SOURCE MATERIAL>
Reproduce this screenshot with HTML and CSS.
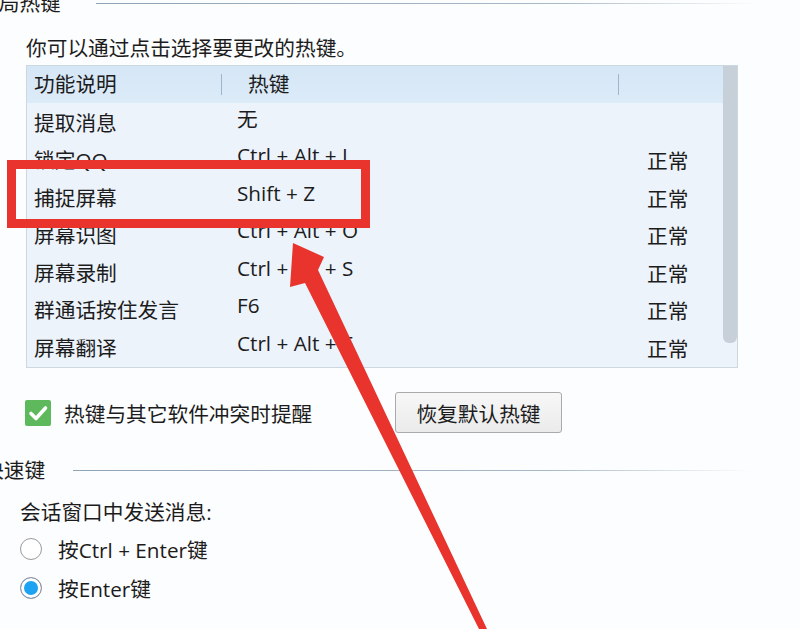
FILE: index.html
```html
<!DOCTYPE html>
<html lang="zh-CN">
<head>
  <meta charset="UTF-8" />
  <title>热键设置</title>
  <meta name="viewport" content="width=device-width, initial-scale=1" />
  <link rel="stylesheet" href="styles.css">
</head>
<body>
  <section class="group group-global">
    <div class="legend legend-global">
      <span class="legend-text">全局热键</span>
      <i class="legend-rule"></i>
    </div>
    <p class="hint">你可以通过点击选择要更改的热键。</p>

    <div class="hotkeys">
      <div class="hk-list">
        <div class="hk-head">
          <div class="hh c1">功能说明</div>
          <i class="hh-sep"></i>
          <div class="hh c2">热键</div>
          <i class="hh-sep"></i>
          <div class="hh c3"></div>
        </div>
        <div class="hk-row"><span class="c1">提取消息</span><span class="c2">无</span><span class="c3"></span></div>
        <div class="hk-row"><span class="c1">锁定QQ</span><span class="c2">Ctrl + Alt + L</span><span class="c3">正常</span></div>
        <div class="hk-row"><span class="c1">捕捉屏幕</span><span class="c2">Shift + Z</span><span class="c3">正常</span></div>
        <div class="hk-row"><span class="c1">屏幕识图</span><span class="c2">Ctrl + Alt + O</span><span class="c3">正常</span></div>
        <div class="hk-row"><span class="c1">屏幕录制</span><span class="c2">Ctrl + Alt + S</span><span class="c3">正常</span></div>
        <div class="hk-row"><span class="c1">群通话按住发言</span><span class="c2">F6</span><span class="c3">正常</span></div>
        <div class="hk-row"><span class="c1">屏幕翻译</span><span class="c2">Ctrl + Alt + F</span><span class="c3">正常</span></div>
      </div>
      <div class="hk-scroll"><div class="hk-thumb"></div></div>
    </div>

    <div class="options-row">
      <label class="check">
        <span class="check-box">
          <svg width="26" height="26" viewBox="0 0 26 26"><path d="M6 13.5 L11 18.5 L20.5 8" fill="none" stroke="#fff" stroke-width="3.6" stroke-linecap="round" stroke-linejoin="round"/></svg>
        </span>
        热键与其它软件冲突时提醒
      </label>
      <button class="btn-reset" type="button">恢复默认热键</button>
    </div>
  </section>

  <section class="group group-quick">
    <div class="legend legend-quick">
      <span class="legend-text">快速键</span>
      <i class="legend-rule"></i>
    </div>
    <p class="send-label">会话窗口中发送消息:</p>
    <label class="radio"><span class="radio-dot"></span>按Ctrl + Enter键</label>
    <label class="radio"><span class="radio-dot checked"></span>按Enter键</label>
  </section>

  <!-- red annotation drawn over the screenshot -->
  <svg class="annotation" width="800" height="629" viewBox="0 0 800 629">
    <rect x="11.5" y="164.5" width="354" height="59" fill="none" stroke="#e8342c" stroke-width="9"/>
    <polygon points="293,243 324,257 318,270 487,629 479,629 305,283 290,287" fill="#e8342c"/>
  </svg>
</body>
</html>
```

FILE: styles.css
```css
body {
  margin: 0;
  width: 800px;
  height: 629px;
  overflow: hidden;
  background: #fcfdfe;
  font-family: "Open Sans", "Noto Sans CJK SC", sans-serif;
  font-size: 20.7px;
  color: #1c1c1c;
  position: relative;
}
p { margin: 0; }

.group-global { padding-left: 26px; }
.group-quick { padding-left: 20px; }

.legend {
  display: flex;
  align-items: center;
  height: 26px;
  line-height: 26px;
  white-space: nowrap;
}
.legend-rule {
  display: block;
  height: 1px;
  background: linear-gradient(90deg, #8fa3b6 0%, #a9b9c8 70%, rgba(200,210,220,0) 100%);
}
.legend-global {
  margin-top: -10px;
  margin-left: -48px;
}
.legend-global .legend-rule { margin-left: 35px; width: 660px; }
.legend-quick {
  margin-top: 24px;
  margin-left: -37px;
}
.legend-quick .legend-rule { margin-left: 28px; width: 680px; }

.hint {
  margin-top: 17px;
  line-height: 30px;
}

.hotkeys {
  margin-top: 2px;
  width: 712px;
  height: 303px;
  box-sizing: border-box;
  border: 1px solid #cdd7e0;
  background: #edf3fb;
  display: flex;
}
.hk-list { flex: 1; }
.hk-scroll { width: 14px; }
.hk-thumb {
  height: 277px;
  background: #c7d0d9;
  border-radius: 0 0 6px 6px;
}

.hk-head {
  display: flex;
  align-items: center;
  height: 37px;
  background: linear-gradient(180deg, #d5e6f6 0%, #dcebf8 100%);
}
.hh { line-height: 37px; }
.hh.c1 { width: 187px; padding-left: 7px; }
.hh.c2 { width: 370px; padding-left: 26px; }
.hh.c3 { flex: 1; }
.hh-sep {
  display: block;
  width: 1px;
  height: 21px;
  background: #9db6cd;
}

.hk-row {
  display: flex;
  align-items: center;
  height: 37.5px;
}
.hk-row .c1 { width: 203px; padding-left: 7px; }
.hk-row .c2 { width: 410px; padding-bottom: 8px; }
.hk-row .c3 { flex: 1; padding-top: 2px; }

.options-row {
  margin-top: 24px;
  height: 41px;
  display: flex;
  align-items: center;
}
.check {
  display: flex;
  align-items: center;
  gap: 13px;
  margin-left: -1px;
  width: 301px;
}
.check-box {
  width: 26px;
  height: 26px;
  border-radius: 2px;
  background: #5db95b;
  display: block;
}
.check-box svg { display: block; }
.btn-reset {
  margin-left: 69px;
  width: 167px;
  height: 41px;
  border: 1px solid #aaaaaa;
  border-radius: 3px;
  background: linear-gradient(180deg, #f7f7f7 0%, #ebebeb 100%);
  font-family: inherit;
  font-size: 20.7px;
  color: #1c1c1c;
  padding: 0;
}

.send-label {
  margin-top: 14px;
  line-height: 30px;
}
.radio {
  display: flex;
  align-items: center;
  gap: 16px;
  height: 39px;
}
.radio:first-of-type { margin-top: 2px; }
.radio-dot {
  width: 20px;
  height: 20px;
  border: 1px solid #9a9a9a;
  border-radius: 50%;
  background: #fff;
  display: block;
}
.radio-dot.checked {
  background: #1ea3f3;
  box-shadow: inset 0 0 0 3px #fff;
  border-color: #a58f95;
}

.annotation {
  position: absolute;
  left: 0;
  top: 0;
  pointer-events: none;
}
```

WHAT YOU SHOULD DO>
Transcribe the whole listing exactly. Pictures stay out of your copy.

RESPONSE TO THIS TASK>
Reproduce this screenshot with HTML and CSS.
FILE: index.html
```html
<!DOCTYPE html>
<html lang="zh-CN">
<head>
  <meta charset="UTF-8" />
  <title>热键设置</title>
  <meta name="viewport" content="width=device-width, initial-scale=1" />
  <link rel="stylesheet" href="styles.css">
</head>
<body>
  <section class="group group-global">
    <div class="legend legend-global">
      <span class="legend-text">全局热键</span>
      <i class="legend-rule"></i>
    </div>
    <p class="hint">你可以通过点击选择要更改的热键。</p>

    <div class="hotkeys">
      <div class="hk-list">
        <div class="hk-head">
          <div class="hh c1">功能说明</div>
          <i class="hh-sep"></i>
          <div class="hh c2">热键</div>
          <i class="hh-sep"></i>
          <div class="hh c3"></div>
        </div>
        <div class="hk-row"><span class="c1">提取消息</span><span class="c2">无</span><span class="c3"></span></div>
        <div class="hk-row"><span class="c1">锁定QQ</span><span class="c2">Ctrl + Alt + L</span><span class="c3">正常</span></div>
        <div class="hk-row"><span class="c1">捕捉屏幕</span><span class="c2">Shift + Z</span><span class="c3">正常</span></div>
        <div class="hk-row"><span class="c1">屏幕识图</span><span class="c2">Ctrl + Alt + O</span><span class="c3">正常</span></div>
        <div class="hk-row"><span class="c1">屏幕录制</span><span class="c2">Ctrl + Alt + S</span><span class="c3">正常</span></div>
        <div class="hk-row"><span class="c1">群通话按住发言</span><span class="c2">F6</span><span class="c3">正常</span></div>
        <div class="hk-row"><span class="c1">屏幕翻译</span><span class="c2">Ctrl + Alt + F</span><span class="c3">正常</span></div>
      </div>
      <div class="hk-scroll"><div class="hk-thumb"></div></div>
    </div>

    <div class="options-row">
      <label class="check">
        <span class="check-box">
          <svg width="26" height="26" viewBox="0 0 26 26"><path d="M6 13.5 L11 18.5 L20.5 8" fill="none" stroke="#fff" stroke-width="3.6" stroke-linecap="round" stroke-linejoin="round"/></svg>
        </span>
        热键与其它软件冲突时提醒
      </label>
      <button class="btn-reset" type="button">恢复默认热键</button>
    </div>
  </section>

  <section class="group group-quick">
    <div class="legend legend-quick">
      <span class="legend-text">快速键</span>
      <i class="legend-rule"></i>
    </div>
    <p class="send-label">会话窗口中发送消息:</p>
    <label class="radio"><span class="radio-dot"></span>按Ctrl + Enter键</label>
    <label class="radio"><span class="radio-dot checked"></span>按Enter键</label>
  </section>

  <!-- red annotation drawn over the screenshot -->
  <svg class="annotation" width="800" height="629" viewBox="0 0 800 629">
    <rect x="11.5" y="164.5" width="354" height="59" fill="none" stroke="#e8342c" stroke-width="9"/>
    <polygon points="293,243 324,257 318,270 487,629 479,629 305,283 290,287" fill="#e8342c"/>
  </svg>
</body>
</html>
```

FILE: styles.css
```css
body {
  margin: 0;
  width: 800px;
  height: 629px;
  overflow: hidden;
  background: #fcfdfe;
  font-family: "Open Sans", "Noto Sans CJK SC", sans-serif;
  font-size: 20.7px;
  color: #1c1c1c;
  position: relative;
}
p { margin: 0; }

.group-global { padding-left: 26px; }
.group-quick { padding-left: 20px; }

.legend {
  display: flex;
  align-items: center;
  height: 26px;
  line-height: 26px;
  white-space: nowrap;
}
.legend-rule {
  display: block;
  height: 1px;
  background: linear-gradient(90deg, #8fa3b6 0%, #a9b9c8 70%, rgba(200,210,220,0) 100%);
}
.legend-global {
  margin-top: -10px;
  margin-left: -48px;
}
.legend-global .legend-rule { margin-left: 35px; width: 660px; }
.legend-quick {
  margin-top: 24px;
  margin-left: -37px;
}
.legend-quick .legend-rule { margin-left: 28px; width: 680px; }

.hint {
  margin-top: 17px;
  line-height: 30px;
}

.hotkeys {
  margin-top: 2px;
  width: 712px;
  height: 303px;
  box-sizing: border-box;
  border: 1px solid #cdd7e0;
  background: #edf3fb;
  display: flex;
}
.hk-list { flex: 1; }
.hk-scroll { width: 14px; }
.hk-thumb {
  height: 277px;
  background: #c7d0d9;
  border-radius: 0 0 6px 6px;
}

.hk-head {
  display: flex;
  align-items: center;
  height: 37px;
  background: linear-gradient(180deg, #d5e6f6 0%, #dcebf8 100%);
}
.hh { line-height: 37px; }
.hh.c1 { width: 187px; padding-left: 7px; }
.hh.c2 { width: 370px; padding-left: 26px; }
.hh.c3 { flex: 1; }
.hh-sep {
  display: block;
  width: 1px;
  height: 21px;
  background: #9db6cd;
}

.hk-row {
  display: flex;
  align-items: center;
  height: 37.5px;
}
.hk-row .c1 { width: 203px; padding-left: 7px; }
.hk-row .c2 { width: 410px; padding-bottom: 8px; }
.hk-row .c3 { flex: 1; padding-top: 2px; }

.options-row {
  margin-top: 24px;
  height: 41px;
  display: flex;
  align-items: center;
}
.check {
  display: flex;
  align-items: center;
  gap: 13px;
  margin-left: -1px;
  width: 301px;
}
.check-box {
  width: 26px;
  height: 26px;
  border-radius: 2px;
  background: #5db95b;
  display: block;
}
.check-box svg { display: block; }
.btn-reset {
  margin-left: 69px;
  width: 167px;
  height: 41px;
  border: 1px solid #aaaaaa;
  border-radius: 3px;
  background: linear-gradient(180deg, #f7f7f7 0%, #ebebeb 100%);
  font-family: inherit;
  font-size: 20.7px;
  color: #1c1c1c;
  padding: 0;
}

.send-label {
  margin-top: 14px;
  line-height: 30px;
}
.radio {
  display: flex;
  align-items: center;
  gap: 16px;
  height: 39px;
}
.radio:first-of-type { margin-top: 2px; }
.radio-dot {
  width: 20px;
  height: 20px;
  border: 1px solid #9a9a9a;
  border-radius: 50%;
  background: #fff;
  display: block;
}
.radio-dot.checked {
  background: #1ea3f3;
  box-shadow: inset 0 0 0 3px #fff;
  border-color: #a58f95;
}

.annotation {
  position: absolute;
  left: 0;
  top: 0;
  pointer-events: none;
}
```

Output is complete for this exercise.